_Source material_
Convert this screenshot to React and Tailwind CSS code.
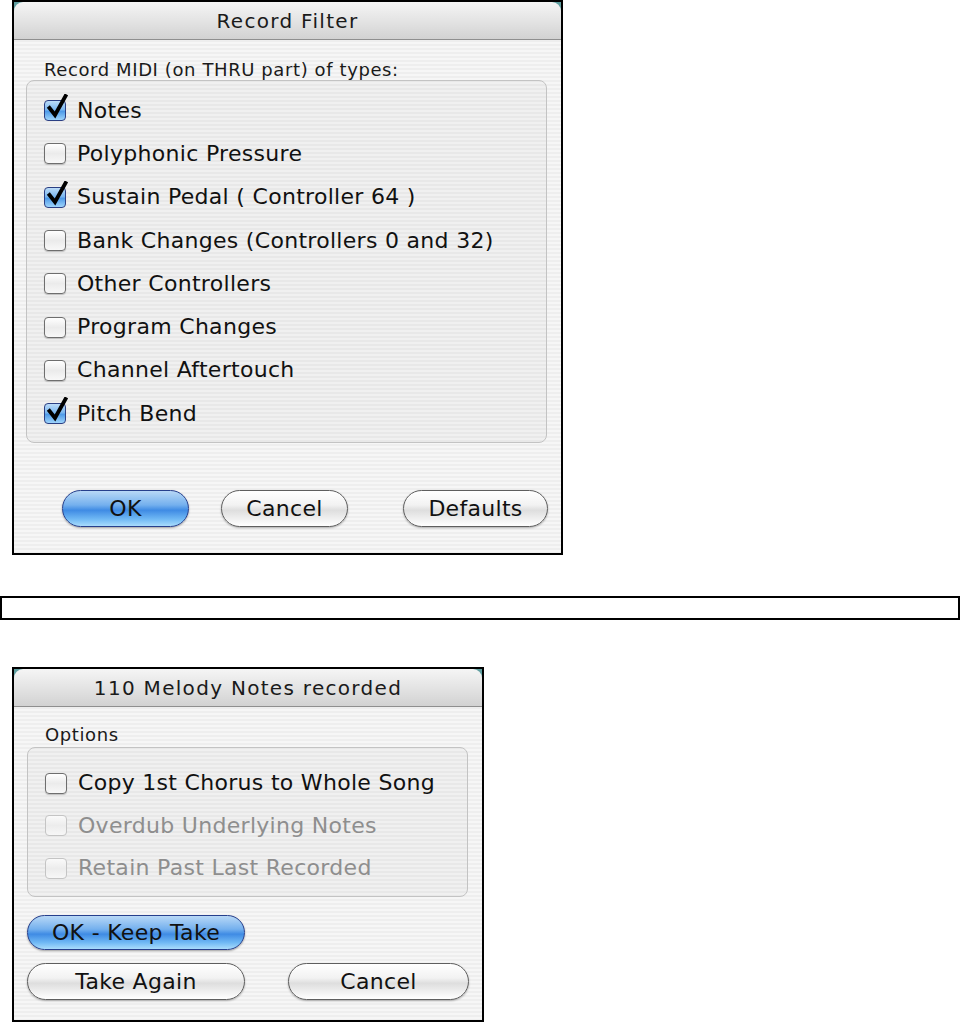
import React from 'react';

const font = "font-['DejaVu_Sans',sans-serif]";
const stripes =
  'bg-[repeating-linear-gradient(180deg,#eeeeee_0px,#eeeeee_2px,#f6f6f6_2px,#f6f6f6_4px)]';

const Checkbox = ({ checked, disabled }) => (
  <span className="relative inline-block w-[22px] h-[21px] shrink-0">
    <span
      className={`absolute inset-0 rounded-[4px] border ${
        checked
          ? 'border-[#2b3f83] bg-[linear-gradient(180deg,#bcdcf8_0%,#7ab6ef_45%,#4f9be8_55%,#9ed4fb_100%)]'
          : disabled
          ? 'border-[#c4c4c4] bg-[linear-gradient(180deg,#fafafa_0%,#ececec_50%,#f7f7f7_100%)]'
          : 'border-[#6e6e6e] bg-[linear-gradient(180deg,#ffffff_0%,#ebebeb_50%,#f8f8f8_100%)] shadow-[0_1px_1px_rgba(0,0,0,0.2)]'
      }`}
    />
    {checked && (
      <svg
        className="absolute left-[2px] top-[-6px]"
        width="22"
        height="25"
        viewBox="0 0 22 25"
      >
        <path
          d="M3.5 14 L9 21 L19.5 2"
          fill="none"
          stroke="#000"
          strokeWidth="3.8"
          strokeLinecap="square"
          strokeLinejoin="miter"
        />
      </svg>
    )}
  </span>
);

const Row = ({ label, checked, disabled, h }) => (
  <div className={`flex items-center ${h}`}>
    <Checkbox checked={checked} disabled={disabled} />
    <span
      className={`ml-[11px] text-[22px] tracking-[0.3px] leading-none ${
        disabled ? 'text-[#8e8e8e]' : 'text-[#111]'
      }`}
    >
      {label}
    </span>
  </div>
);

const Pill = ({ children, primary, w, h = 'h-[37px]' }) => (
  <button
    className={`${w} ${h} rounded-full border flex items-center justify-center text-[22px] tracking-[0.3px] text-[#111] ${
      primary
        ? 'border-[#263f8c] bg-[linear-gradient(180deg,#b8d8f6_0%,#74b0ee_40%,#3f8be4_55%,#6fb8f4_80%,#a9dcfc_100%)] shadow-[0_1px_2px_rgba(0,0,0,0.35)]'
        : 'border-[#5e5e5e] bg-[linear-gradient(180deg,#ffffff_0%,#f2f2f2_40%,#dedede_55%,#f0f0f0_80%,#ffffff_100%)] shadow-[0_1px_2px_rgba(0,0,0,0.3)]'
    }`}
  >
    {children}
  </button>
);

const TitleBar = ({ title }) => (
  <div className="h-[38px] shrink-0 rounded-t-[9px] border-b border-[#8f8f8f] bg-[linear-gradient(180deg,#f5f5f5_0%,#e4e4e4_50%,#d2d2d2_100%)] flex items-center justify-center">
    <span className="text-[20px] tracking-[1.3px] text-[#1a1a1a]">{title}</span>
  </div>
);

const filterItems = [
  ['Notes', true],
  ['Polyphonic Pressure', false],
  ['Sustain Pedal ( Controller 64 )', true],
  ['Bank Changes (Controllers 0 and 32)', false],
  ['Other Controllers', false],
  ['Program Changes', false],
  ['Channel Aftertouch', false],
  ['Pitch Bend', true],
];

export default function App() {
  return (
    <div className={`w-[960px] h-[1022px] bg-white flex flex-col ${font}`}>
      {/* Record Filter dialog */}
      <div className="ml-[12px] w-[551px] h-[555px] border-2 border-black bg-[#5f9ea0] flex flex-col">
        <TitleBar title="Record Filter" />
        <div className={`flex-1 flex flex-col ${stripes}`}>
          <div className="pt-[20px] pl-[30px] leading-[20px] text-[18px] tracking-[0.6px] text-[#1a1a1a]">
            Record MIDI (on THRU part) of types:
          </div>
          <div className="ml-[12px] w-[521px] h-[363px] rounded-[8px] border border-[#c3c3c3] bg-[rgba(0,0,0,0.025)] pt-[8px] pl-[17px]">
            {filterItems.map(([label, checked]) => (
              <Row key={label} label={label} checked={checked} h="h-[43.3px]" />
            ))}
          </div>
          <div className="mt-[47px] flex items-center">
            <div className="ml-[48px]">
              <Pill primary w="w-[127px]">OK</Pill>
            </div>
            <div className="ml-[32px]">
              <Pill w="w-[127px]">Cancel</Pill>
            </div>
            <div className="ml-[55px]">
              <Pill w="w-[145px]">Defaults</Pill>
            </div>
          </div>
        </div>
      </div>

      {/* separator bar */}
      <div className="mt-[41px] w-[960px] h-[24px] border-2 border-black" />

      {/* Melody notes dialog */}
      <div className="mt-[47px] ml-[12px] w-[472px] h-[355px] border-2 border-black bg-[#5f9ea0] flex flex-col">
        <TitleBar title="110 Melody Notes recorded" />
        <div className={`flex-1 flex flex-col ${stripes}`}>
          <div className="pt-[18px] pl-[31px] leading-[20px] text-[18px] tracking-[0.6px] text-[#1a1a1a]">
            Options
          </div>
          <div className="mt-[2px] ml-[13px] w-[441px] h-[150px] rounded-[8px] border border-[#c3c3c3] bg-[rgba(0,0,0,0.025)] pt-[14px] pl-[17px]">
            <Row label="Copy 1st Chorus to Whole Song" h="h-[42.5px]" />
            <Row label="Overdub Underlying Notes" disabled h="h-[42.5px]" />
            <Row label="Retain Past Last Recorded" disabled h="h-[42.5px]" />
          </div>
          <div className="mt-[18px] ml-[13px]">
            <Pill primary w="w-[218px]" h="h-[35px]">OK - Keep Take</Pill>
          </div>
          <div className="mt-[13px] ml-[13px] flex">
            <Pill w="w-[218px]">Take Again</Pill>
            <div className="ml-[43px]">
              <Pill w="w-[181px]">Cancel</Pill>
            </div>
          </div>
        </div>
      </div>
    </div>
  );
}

_Instruction_
Look through the material and copy each line that has "React".

_Complete response_
Convert this screenshot to React and Tailwind CSS code.
import React from 'react';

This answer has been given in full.